▶ _SUPPLIED DATA_:
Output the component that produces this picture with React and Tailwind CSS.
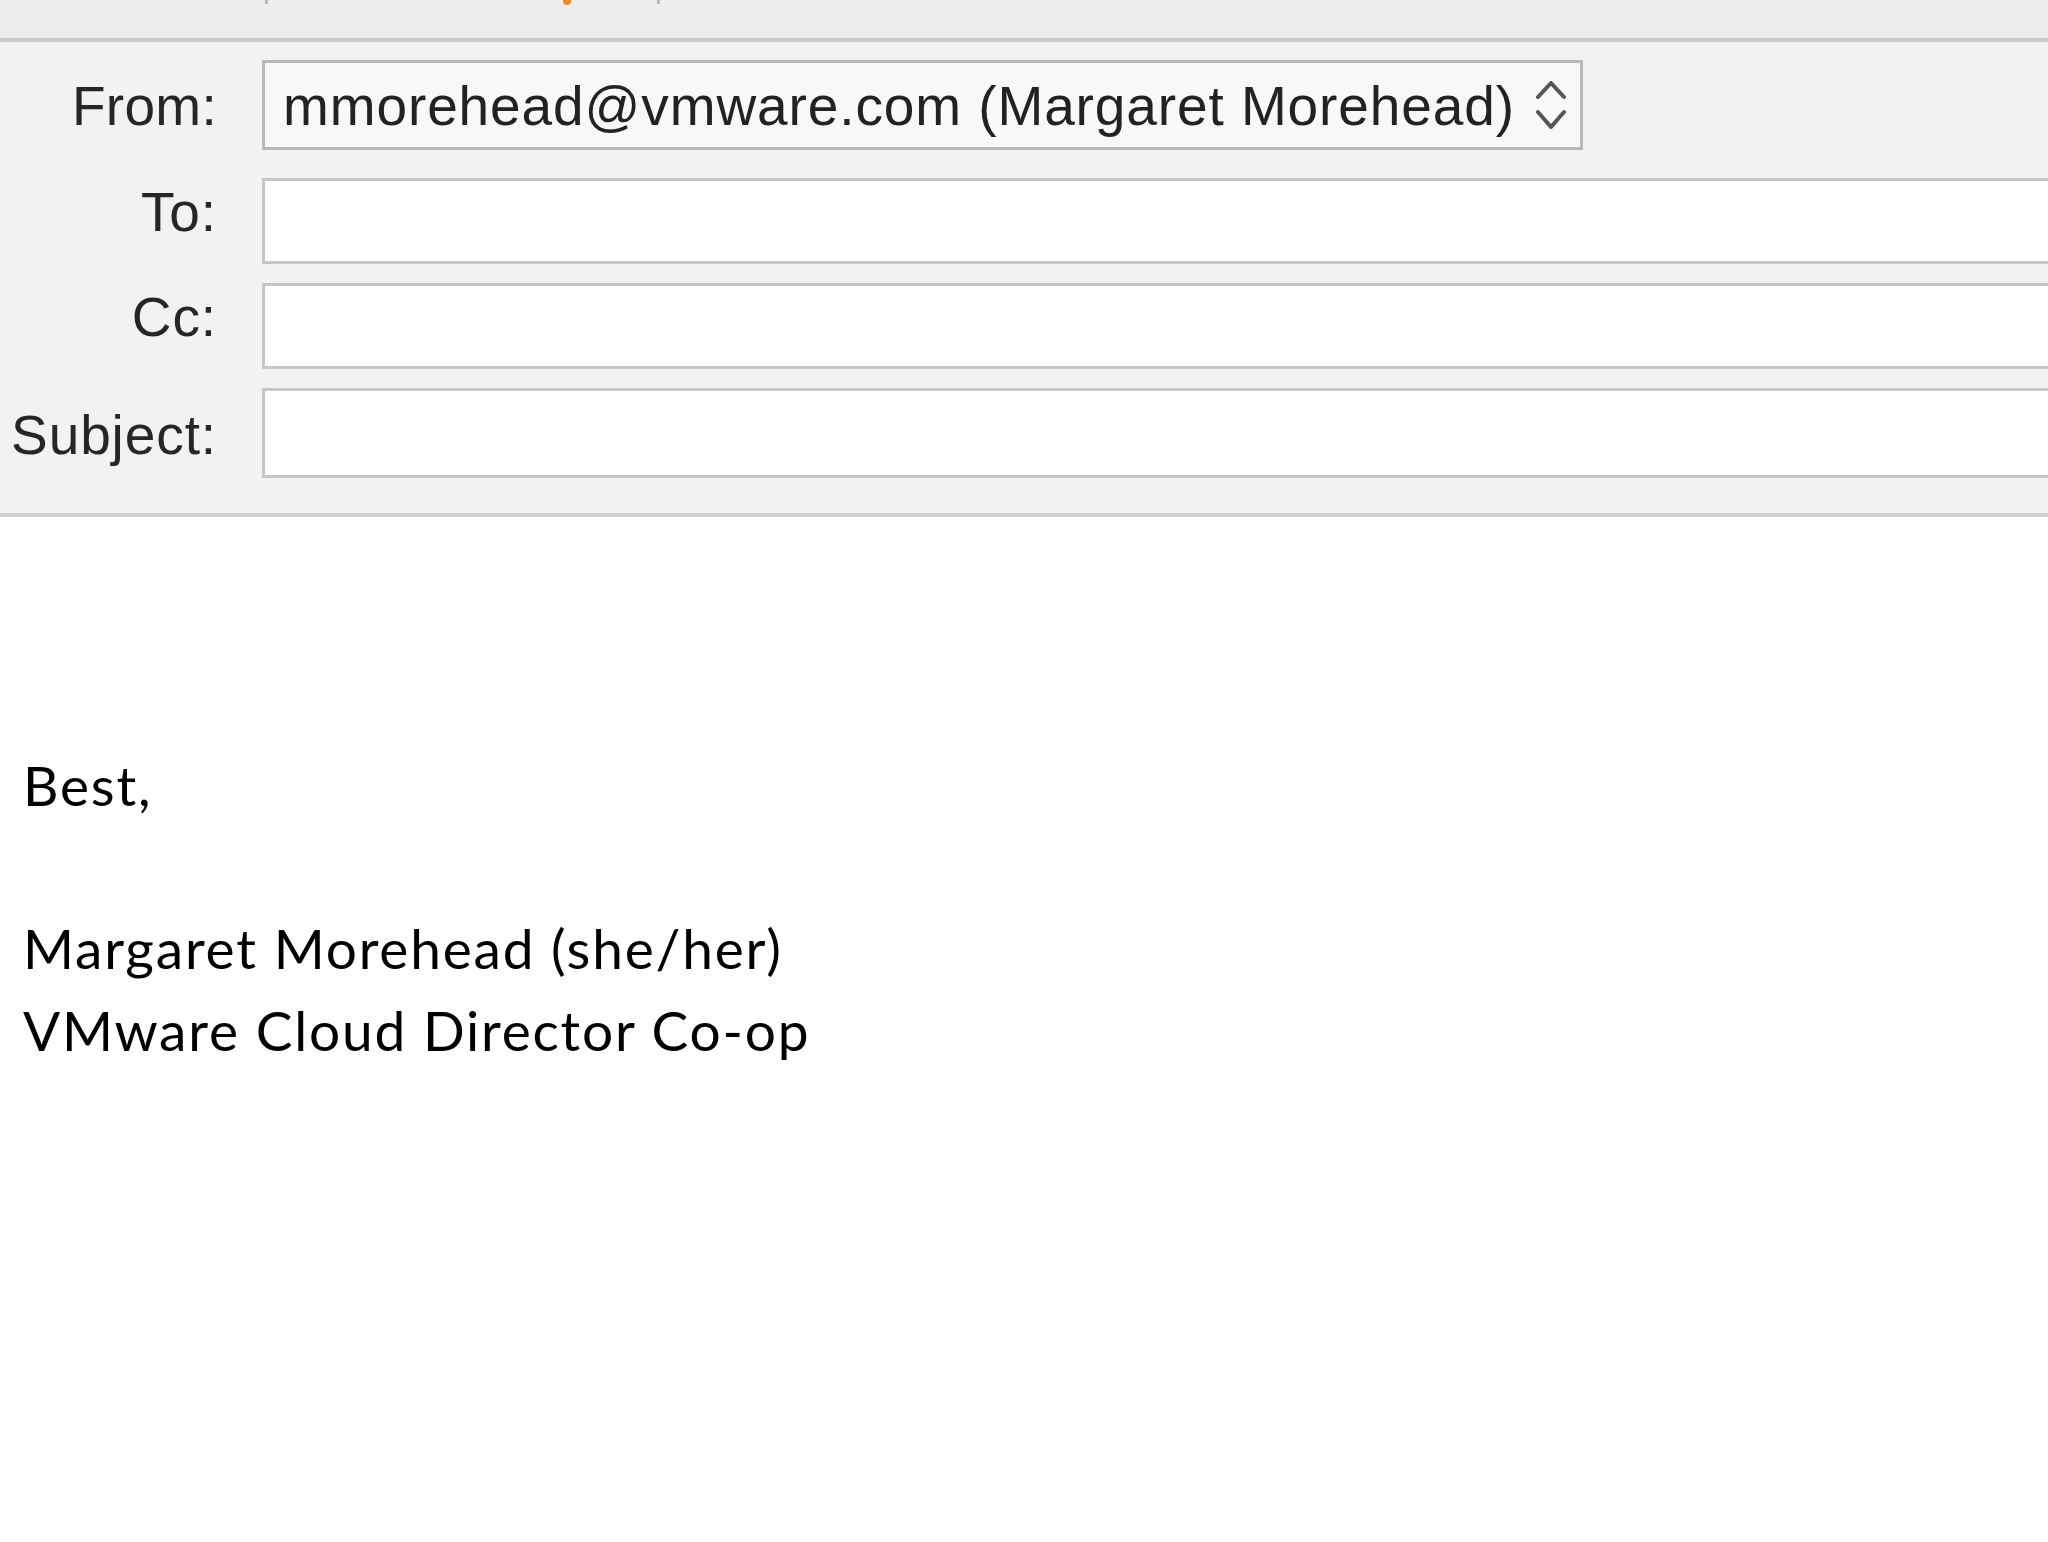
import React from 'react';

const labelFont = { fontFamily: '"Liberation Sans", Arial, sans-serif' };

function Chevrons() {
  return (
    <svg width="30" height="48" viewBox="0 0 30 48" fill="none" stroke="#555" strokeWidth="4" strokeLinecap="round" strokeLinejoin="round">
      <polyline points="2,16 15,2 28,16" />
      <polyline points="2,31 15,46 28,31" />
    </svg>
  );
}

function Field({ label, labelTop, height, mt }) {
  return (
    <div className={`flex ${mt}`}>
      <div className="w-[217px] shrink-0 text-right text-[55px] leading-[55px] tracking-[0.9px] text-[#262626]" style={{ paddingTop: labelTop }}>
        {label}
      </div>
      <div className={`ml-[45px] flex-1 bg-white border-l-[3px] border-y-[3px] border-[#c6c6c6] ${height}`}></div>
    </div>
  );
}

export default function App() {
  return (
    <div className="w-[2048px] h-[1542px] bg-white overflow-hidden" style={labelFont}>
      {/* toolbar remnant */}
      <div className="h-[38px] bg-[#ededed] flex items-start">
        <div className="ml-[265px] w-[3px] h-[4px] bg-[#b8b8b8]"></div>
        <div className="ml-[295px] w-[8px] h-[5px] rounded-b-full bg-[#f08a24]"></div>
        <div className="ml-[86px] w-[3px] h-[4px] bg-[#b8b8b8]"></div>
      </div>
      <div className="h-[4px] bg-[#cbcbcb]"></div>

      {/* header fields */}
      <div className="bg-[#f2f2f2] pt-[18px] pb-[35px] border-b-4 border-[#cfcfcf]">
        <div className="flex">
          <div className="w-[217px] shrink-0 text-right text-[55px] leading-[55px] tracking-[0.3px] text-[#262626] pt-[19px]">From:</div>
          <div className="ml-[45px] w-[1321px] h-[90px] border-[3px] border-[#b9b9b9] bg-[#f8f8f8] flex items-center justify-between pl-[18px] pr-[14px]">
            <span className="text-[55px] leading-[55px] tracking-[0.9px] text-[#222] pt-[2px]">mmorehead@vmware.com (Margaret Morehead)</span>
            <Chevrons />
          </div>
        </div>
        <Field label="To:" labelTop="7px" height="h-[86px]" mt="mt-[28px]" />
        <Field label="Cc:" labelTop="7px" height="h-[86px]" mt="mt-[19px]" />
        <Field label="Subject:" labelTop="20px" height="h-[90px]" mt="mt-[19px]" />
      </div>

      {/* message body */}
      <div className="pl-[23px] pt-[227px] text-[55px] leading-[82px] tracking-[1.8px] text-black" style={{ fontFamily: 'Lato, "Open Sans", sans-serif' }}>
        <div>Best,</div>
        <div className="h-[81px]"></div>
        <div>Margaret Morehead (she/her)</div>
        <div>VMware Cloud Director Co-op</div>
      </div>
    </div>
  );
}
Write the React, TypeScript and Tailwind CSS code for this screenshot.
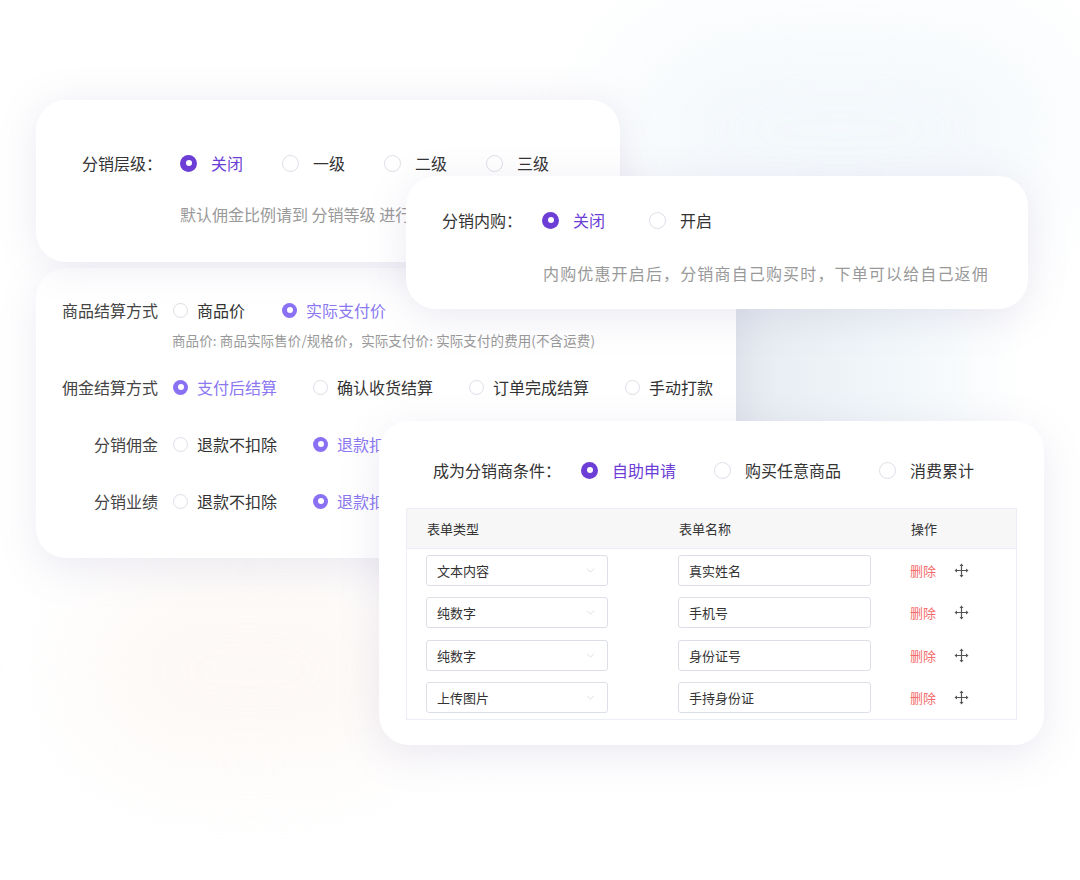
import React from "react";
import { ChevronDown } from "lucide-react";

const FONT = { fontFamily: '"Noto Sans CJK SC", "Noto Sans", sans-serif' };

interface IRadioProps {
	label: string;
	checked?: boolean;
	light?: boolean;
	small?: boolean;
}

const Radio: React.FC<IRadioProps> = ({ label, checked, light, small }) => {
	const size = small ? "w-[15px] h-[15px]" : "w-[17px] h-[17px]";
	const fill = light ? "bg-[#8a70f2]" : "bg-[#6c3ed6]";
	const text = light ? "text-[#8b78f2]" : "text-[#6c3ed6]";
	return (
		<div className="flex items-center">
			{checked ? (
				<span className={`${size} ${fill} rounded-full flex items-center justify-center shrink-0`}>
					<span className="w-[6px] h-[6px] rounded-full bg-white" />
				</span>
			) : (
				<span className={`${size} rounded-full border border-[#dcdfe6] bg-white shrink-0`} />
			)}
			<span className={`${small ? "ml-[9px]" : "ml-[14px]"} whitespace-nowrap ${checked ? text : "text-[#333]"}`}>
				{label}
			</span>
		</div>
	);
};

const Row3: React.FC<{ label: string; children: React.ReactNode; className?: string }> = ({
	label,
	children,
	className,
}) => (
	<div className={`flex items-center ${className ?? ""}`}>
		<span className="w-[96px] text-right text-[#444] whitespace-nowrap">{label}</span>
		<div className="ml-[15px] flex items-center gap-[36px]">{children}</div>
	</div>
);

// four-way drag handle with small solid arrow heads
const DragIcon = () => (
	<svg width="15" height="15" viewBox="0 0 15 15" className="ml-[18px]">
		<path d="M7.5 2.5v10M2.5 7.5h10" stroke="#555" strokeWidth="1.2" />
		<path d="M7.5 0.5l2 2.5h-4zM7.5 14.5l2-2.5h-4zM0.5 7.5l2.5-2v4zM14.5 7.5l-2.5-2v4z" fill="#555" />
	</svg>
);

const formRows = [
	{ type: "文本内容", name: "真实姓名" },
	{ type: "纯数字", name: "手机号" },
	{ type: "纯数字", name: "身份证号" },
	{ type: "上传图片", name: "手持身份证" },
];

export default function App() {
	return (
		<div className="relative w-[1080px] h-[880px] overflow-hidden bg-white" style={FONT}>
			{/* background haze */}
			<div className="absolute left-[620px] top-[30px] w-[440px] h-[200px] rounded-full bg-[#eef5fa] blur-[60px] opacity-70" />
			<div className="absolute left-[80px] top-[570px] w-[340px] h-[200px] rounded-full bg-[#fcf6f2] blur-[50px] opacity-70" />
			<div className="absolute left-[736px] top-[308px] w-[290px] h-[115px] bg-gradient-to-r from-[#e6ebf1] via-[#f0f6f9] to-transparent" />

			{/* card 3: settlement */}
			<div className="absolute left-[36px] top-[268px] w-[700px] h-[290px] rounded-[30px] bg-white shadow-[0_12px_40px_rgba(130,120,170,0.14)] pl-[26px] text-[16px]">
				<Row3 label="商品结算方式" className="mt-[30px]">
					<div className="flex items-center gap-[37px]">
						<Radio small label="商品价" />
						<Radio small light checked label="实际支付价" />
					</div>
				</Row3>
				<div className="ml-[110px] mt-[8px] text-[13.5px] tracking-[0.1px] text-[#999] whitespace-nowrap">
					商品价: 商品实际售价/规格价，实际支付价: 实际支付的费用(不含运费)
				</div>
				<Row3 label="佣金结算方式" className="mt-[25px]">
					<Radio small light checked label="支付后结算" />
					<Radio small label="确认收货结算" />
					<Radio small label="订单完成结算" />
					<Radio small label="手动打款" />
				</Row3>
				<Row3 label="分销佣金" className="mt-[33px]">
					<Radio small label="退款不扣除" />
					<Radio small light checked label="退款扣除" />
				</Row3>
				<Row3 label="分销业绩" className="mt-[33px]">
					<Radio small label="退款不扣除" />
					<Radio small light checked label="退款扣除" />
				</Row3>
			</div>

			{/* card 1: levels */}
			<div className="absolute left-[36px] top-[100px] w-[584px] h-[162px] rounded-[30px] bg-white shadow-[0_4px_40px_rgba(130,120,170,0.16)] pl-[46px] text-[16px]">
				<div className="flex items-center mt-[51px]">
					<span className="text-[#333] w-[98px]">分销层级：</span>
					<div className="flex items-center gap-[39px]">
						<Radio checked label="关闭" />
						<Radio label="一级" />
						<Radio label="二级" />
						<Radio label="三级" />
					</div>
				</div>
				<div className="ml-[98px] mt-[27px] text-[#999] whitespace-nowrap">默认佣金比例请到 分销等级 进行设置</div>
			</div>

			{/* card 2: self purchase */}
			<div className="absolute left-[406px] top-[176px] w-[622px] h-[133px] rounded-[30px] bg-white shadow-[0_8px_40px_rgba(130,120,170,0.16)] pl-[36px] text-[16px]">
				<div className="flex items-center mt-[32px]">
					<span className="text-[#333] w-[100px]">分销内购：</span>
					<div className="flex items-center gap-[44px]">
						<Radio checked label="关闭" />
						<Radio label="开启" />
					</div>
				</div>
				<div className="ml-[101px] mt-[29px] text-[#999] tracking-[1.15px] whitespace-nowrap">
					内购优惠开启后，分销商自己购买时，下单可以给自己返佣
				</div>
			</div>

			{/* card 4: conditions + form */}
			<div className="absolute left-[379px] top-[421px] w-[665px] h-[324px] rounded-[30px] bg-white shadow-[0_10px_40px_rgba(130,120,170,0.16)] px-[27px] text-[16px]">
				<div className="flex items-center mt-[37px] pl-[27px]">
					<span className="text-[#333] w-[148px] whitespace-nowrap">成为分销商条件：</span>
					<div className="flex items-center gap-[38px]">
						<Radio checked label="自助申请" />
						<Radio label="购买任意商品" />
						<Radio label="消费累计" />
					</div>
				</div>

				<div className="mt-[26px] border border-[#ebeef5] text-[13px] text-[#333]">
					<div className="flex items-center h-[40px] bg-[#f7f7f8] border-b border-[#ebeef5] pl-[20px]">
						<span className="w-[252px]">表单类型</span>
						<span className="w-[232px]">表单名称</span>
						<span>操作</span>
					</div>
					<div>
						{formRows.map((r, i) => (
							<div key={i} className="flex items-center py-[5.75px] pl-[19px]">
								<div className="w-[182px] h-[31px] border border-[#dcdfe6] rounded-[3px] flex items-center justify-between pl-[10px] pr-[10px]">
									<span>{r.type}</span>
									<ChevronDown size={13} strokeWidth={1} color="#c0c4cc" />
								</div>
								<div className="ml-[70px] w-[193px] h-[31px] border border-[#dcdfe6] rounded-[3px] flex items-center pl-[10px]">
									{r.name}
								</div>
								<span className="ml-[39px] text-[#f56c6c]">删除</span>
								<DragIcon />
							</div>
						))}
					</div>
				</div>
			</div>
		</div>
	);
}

▶ _TASK TO CARRY OUT_:
Copy out every line in the listing where the word "Tailwind" appears.

▶ _EXERCISE ANSWER_:
Output the component that produces this picture with React and Tailwind CSS.
Write the React, TypeScript and Tailwind CSS code for this screenshot.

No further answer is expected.